| YOUR INSTRUCTIONS |
Go through the material below and copy all lines with "index".
·····
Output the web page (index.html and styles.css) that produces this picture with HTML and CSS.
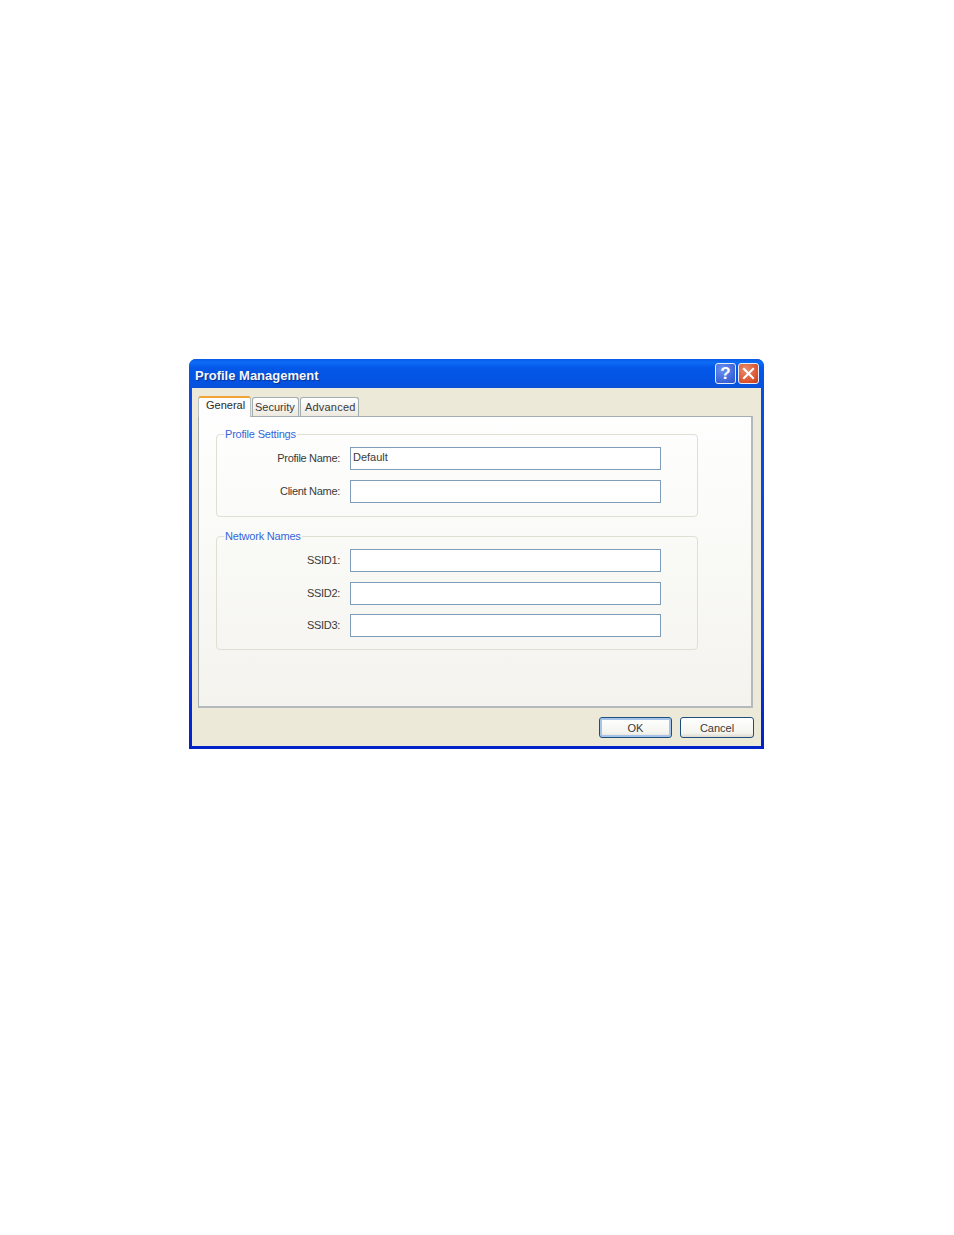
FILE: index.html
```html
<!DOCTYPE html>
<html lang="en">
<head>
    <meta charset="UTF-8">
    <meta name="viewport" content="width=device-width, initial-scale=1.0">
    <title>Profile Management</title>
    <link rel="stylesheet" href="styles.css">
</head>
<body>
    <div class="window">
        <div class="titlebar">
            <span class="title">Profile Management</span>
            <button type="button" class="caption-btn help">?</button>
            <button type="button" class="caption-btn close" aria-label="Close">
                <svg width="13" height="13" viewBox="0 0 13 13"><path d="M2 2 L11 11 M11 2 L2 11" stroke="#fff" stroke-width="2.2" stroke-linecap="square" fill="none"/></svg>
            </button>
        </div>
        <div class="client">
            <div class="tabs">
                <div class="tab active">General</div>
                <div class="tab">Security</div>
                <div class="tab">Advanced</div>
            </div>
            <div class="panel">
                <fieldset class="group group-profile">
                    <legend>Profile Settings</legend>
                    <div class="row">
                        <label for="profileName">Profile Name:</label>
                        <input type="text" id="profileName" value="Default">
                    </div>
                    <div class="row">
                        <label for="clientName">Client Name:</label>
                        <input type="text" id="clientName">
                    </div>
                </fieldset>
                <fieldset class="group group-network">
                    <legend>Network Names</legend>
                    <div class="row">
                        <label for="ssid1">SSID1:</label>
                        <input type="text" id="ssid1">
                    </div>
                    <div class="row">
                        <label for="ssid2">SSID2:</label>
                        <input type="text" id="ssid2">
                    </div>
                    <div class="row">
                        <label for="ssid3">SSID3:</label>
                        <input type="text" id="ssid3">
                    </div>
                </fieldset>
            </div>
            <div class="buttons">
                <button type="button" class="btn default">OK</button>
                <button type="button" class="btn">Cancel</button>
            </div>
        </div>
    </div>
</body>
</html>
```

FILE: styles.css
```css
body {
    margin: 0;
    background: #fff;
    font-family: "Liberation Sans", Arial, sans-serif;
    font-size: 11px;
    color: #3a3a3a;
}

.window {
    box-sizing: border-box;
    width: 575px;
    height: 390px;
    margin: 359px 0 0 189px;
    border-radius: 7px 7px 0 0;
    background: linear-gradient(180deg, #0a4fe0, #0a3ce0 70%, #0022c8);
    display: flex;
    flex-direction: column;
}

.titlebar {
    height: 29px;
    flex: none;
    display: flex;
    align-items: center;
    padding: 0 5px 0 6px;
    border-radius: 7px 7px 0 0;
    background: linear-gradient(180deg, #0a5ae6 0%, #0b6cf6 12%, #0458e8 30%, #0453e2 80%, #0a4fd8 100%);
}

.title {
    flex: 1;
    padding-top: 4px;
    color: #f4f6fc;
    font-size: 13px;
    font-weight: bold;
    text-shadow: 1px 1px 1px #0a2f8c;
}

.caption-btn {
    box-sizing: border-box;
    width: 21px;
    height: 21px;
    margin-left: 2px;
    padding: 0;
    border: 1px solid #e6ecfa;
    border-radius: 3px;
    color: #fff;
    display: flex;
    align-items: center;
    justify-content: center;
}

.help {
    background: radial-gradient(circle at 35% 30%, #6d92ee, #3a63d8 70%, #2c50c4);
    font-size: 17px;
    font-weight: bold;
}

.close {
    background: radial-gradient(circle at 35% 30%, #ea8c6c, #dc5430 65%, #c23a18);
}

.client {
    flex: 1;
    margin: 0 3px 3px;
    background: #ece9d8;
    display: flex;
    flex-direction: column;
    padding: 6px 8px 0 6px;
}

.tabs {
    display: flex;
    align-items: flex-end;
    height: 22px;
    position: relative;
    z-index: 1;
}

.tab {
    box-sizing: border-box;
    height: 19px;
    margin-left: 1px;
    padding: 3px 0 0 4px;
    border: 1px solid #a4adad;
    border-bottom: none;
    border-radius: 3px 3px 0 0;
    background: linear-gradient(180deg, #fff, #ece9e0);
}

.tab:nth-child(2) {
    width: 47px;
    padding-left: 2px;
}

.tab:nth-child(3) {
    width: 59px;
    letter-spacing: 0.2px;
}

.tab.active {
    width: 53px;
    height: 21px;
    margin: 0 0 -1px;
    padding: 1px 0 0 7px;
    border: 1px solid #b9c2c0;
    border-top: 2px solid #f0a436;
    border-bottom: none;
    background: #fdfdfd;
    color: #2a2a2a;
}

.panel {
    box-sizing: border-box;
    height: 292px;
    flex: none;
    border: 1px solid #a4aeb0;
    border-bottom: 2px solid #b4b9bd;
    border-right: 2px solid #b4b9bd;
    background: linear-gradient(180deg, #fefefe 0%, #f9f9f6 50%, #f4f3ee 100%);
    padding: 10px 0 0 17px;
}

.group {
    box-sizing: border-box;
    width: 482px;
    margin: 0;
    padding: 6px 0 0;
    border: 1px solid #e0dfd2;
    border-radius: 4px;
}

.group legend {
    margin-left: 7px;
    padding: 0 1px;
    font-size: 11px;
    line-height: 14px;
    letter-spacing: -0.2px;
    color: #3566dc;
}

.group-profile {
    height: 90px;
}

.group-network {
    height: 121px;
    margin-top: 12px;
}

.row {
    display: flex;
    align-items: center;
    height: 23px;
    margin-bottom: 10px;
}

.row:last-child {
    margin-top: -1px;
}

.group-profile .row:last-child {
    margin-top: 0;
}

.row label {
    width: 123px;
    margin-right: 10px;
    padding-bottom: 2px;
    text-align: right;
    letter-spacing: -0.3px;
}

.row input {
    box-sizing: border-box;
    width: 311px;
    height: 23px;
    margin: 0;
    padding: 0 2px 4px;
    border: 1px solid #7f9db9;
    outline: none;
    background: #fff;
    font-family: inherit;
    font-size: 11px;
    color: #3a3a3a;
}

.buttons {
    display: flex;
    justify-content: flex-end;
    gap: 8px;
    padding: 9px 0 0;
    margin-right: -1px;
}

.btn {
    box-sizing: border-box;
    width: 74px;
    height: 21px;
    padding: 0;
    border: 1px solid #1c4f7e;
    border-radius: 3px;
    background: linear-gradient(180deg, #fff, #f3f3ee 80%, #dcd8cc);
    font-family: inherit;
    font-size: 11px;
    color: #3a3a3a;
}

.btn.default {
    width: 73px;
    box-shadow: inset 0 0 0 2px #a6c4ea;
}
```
·····
| EXERCISE RESPONSE |
Output the web page (index.html and styles.css) that produces this picture with HTML and CSS.
FILE: index.html
    z-index: 1;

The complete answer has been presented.